> _Work instructions_: Give the listing again exactly, omitting its images.

> _Data extract_:
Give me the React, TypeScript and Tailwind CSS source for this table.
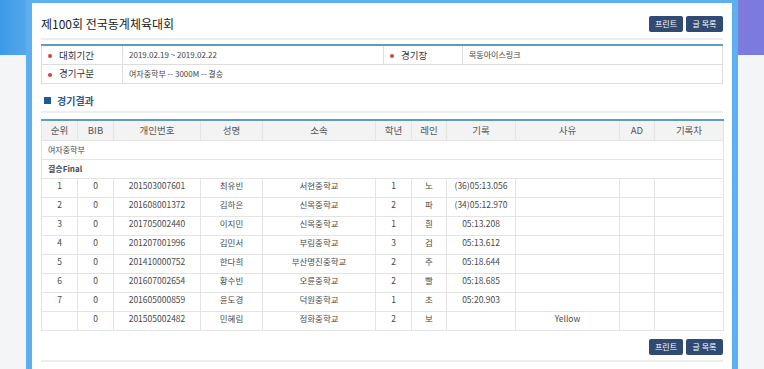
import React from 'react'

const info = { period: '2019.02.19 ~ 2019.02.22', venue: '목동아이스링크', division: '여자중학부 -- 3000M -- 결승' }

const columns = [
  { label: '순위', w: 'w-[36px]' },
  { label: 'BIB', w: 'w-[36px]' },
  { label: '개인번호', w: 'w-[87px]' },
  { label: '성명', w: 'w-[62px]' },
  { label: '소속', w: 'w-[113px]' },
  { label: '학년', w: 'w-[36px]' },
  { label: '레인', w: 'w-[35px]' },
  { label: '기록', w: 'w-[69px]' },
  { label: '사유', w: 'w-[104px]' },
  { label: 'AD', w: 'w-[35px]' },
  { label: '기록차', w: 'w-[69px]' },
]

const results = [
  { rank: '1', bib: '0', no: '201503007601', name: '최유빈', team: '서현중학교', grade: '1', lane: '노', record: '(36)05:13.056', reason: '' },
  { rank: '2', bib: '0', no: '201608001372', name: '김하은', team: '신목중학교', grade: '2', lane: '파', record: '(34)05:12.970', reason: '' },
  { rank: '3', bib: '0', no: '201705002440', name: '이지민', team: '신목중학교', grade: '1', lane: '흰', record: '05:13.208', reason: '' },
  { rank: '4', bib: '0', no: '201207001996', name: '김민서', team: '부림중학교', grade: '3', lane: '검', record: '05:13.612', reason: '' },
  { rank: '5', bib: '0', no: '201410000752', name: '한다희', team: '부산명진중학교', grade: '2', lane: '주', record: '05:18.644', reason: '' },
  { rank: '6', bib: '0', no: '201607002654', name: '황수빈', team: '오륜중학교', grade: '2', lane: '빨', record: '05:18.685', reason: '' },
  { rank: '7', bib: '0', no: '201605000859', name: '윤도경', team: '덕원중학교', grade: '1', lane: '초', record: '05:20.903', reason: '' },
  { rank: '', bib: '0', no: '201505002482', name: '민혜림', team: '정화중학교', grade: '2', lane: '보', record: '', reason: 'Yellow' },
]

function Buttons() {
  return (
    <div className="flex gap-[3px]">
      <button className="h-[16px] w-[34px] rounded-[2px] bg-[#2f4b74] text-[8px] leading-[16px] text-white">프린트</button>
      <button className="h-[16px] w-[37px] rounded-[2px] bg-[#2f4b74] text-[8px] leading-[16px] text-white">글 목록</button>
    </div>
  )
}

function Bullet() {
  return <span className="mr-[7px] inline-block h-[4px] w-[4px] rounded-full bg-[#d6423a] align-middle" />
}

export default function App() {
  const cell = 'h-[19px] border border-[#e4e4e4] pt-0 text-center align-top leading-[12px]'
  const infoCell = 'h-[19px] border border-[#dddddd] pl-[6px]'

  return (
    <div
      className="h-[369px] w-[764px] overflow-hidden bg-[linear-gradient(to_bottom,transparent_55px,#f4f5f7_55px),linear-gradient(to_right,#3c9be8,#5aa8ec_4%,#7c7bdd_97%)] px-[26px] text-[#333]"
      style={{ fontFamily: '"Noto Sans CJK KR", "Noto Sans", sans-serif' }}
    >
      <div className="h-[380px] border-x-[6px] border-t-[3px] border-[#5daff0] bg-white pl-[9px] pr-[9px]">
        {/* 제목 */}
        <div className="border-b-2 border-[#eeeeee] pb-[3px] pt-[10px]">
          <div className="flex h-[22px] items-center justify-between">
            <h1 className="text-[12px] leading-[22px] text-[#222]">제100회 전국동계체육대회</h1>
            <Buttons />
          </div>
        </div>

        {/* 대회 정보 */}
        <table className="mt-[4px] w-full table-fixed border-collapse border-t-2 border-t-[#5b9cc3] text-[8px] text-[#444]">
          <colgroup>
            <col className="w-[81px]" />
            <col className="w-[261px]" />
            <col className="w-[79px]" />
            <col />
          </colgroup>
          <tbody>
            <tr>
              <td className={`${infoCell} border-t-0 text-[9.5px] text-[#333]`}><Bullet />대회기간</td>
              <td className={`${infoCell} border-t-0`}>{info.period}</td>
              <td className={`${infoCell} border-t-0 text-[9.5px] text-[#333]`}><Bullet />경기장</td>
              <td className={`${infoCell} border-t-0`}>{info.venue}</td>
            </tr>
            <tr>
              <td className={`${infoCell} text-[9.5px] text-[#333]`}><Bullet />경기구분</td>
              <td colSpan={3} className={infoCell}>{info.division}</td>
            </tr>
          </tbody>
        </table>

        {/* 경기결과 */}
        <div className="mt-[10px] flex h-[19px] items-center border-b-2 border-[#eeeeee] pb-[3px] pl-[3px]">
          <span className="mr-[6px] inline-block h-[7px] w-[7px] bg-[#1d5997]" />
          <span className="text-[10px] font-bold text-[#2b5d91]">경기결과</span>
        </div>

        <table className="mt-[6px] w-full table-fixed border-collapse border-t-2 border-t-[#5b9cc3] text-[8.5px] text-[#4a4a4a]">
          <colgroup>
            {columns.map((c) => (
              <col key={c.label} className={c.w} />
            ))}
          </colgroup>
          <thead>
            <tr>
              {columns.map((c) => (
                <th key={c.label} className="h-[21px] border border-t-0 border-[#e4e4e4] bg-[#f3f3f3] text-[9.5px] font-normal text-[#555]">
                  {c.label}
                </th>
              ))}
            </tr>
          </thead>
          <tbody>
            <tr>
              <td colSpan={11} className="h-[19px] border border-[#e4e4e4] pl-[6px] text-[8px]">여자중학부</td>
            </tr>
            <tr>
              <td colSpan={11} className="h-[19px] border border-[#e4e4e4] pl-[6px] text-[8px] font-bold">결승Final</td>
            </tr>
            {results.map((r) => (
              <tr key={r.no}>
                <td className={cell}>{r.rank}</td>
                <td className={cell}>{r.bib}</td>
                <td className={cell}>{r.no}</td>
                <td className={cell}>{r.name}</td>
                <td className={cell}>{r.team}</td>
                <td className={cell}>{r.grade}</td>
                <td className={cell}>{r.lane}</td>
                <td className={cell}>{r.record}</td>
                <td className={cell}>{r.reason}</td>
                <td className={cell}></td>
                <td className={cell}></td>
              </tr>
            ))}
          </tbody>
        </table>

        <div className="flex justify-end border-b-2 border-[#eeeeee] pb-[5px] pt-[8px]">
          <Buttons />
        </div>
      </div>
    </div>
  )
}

> _Answer in full_:
Give me the React, TypeScript and Tailwind CSS source for this table.
import React from 'react'

const info = { period: '2019.02.19 ~ 2019.02.22', venue: '목동아이스링크', division: '여자중학부 -- 3000M -- 결승' }

const columns = [
  { label: '순위', w: 'w-[36px]' },
  { label: 'BIB', w: 'w-[36px]' },
  { label: '개인번호', w: 'w-[87px]' },
  { label: '성명', w: 'w-[62px]' },
  { label: '소속', w: 'w-[113px]' },
  { label: '학년', w: 'w-[36px]' },
  { label: '레인', w: 'w-[35px]' },
  { label: '기록', w: 'w-[69px]' },
  { label: '사유', w: 'w-[104px]' },
  { label: 'AD', w: 'w-[35px]' },
  { label: '기록차', w: 'w-[69px]' },
]

const results = [
  { rank: '1', bib: '0', no: '201503007601', name: '최유빈', team: '서현중학교', grade: '1', lane: '노', record: '(36)05:13.056', reason: '' },
  { rank: '2', bib: '0', no: '201608001372', name: '김하은', team: '신목중학교', grade: '2', lane: '파', record: '(34)05:12.970', reason: '' },
  { rank: '3', bib: '0', no: '201705002440', name: '이지민', team: '신목중학교', grade: '1', lane: '흰', record: '05:13.208', reason: '' },
  { rank: '4', bib: '0', no: '201207001996', name: '김민서', team: '부림중학교', grade: '3', lane: '검', record: '05:13.612', reason: '' },
  { rank: '5', bib: '0', no: '201410000752', name: '한다희', team: '부산명진중학교', grade: '2', lane: '주', record: '05:18.644', reason: '' },
  { rank: '6', bib: '0', no: '201607002654', name: '황수빈', team: '오륜중학교', grade: '2', lane: '빨', record: '05:18.685', reason: '' },
  { rank: '7', bib: '0', no: '201605000859', name: '윤도경', team: '덕원중학교', grade: '1', lane: '초', record: '05:20.903', reason: '' },
  { rank: '', bib: '0', no: '201505002482', name: '민혜림', team: '정화중학교', grade: '2', lane: '보', record: '', reason: 'Yellow' },
]

function Buttons() {
  return (
    <div className="flex gap-[3px]">
      <button className="h-[16px] w-[34px] rounded-[2px] bg-[#2f4b74] text-[8px] leading-[16px] text-white">프린트</button>
      <button className="h-[16px] w-[37px] rounded-[2px] bg-[#2f4b74] text-[8px] leading-[16px] text-white">글 목록</button>
    </div>
  )
}

function Bullet() {
  return <span className="mr-[7px] inline-block h-[4px] w-[4px] rounded-full bg-[#d6423a] align-middle" />
}

export default function App() {
  const cell = 'h-[19px] border border-[#e4e4e4] pt-0 text-center align-top leading-[12px]'
  const infoCell = 'h-[19px] border border-[#dddddd] pl-[6px]'

  return (
    <div
      className="h-[369px] w-[764px] overflow-hidden bg-[linear-gradient(to_bottom,transparent_55px,#f4f5f7_55px),linear-gradient(to_right,#3c9be8,#5aa8ec_4%,#7c7bdd_97%)] px-[26px] text-[#333]"
      style={{ fontFamily: '"Noto Sans CJK KR", "Noto Sans", sans-serif' }}
    >
      <div className="h-[380px] border-x-[6px] border-t-[3px] border-[#5daff0] bg-white pl-[9px] pr-[9px]">
        {/* 제목 */}
        <div className="border-b-2 border-[#eeeeee] pb-[3px] pt-[10px]">
          <div className="flex h-[22px] items-center justify-between">
            <h1 className="text-[12px] leading-[22px] text-[#222]">제100회 전국동계체육대회</h1>
            <Buttons />
          </div>
        </div>

        {/* 대회 정보 */}
        <table className="mt-[4px] w-full table-fixed border-collapse border-t-2 border-t-[#5b9cc3] text-[8px] text-[#444]">
          <colgroup>
            <col className="w-[81px]" />
            <col className="w-[261px]" />
            <col className="w-[79px]" />
            <col />
          </colgroup>
          <tbody>
            <tr>
              <td className={`${infoCell} border-t-0 text-[9.5px] text-[#333]`}><Bullet />대회기간</td>
              <td className={`${infoCell} border-t-0`}>{info.period}</td>
              <td className={`${infoCell} border-t-0 text-[9.5px] text-[#333]`}><Bullet />경기장</td>
              <td className={`${infoCell} border-t-0`}>{info.venue}</td>
            </tr>
            <tr>
              <td className={`${infoCell} text-[9.5px] text-[#333]`}><Bullet />경기구분</td>
              <td colSpan={3} className={infoCell}>{info.division}</td>
            </tr>
          </tbody>
        </table>

        {/* 경기결과 */}
        <div className="mt-[10px] flex h-[19px] items-center border-b-2 border-[#eeeeee] pb-[3px] pl-[3px]">
          <span className="mr-[6px] inline-block h-[7px] w-[7px] bg-[#1d5997]" />
          <span className="text-[10px] font-bold text-[#2b5d91]">경기결과</span>
        </div>

        <table className="mt-[6px] w-full table-fixed border-collapse border-t-2 border-t-[#5b9cc3] text-[8.5px] text-[#4a4a4a]">
          <colgroup>
            {columns.map((c) => (
              <col key={c.label} className={c.w} />
            ))}
          </colgroup>
          <thead>
            <tr>
              {columns.map((c) => (
                <th key={c.label} className="h-[21px] border border-t-0 border-[#e4e4e4] bg-[#f3f3f3] text-[9.5px] font-normal text-[#555]">
                  {c.label}
                </th>
              ))}
            </tr>
          </thead>
          <tbody>
            <tr>
              <td colSpan={11} className="h-[19px] border border-[#e4e4e4] pl-[6px] text-[8px]">여자중학부</td>
            </tr>
            <tr>
              <td colSpan={11} className="h-[19px] border border-[#e4e4e4] pl-[6px] text-[8px] font-bold">결승Final</td>
            </tr>
            {results.map((r) => (
              <tr key={r.no}>
                <td className={cell}>{r.rank}</td>
                <td className={cell}>{r.bib}</td>
                <td className={cell}>{r.no}</td>
                <td className={cell}>{r.name}</td>
                <td className={cell}>{r.team}</td>
                <td className={cell}>{r.grade}</td>
                <td className={cell}>{r.lane}</td>
                <td className={cell}>{r.record}</td>
                <td className={cell}>{r.reason}</td>
                <td className={cell}></td>
                <td className={cell}></td>
              </tr>
            ))}
          </tbody>
        </table>

        <div className="flex justify-end border-b-2 border-[#eeeeee] pb-[5px] pt-[8px]">
          <Buttons />
        </div>
      </div>
    </div>
  )
}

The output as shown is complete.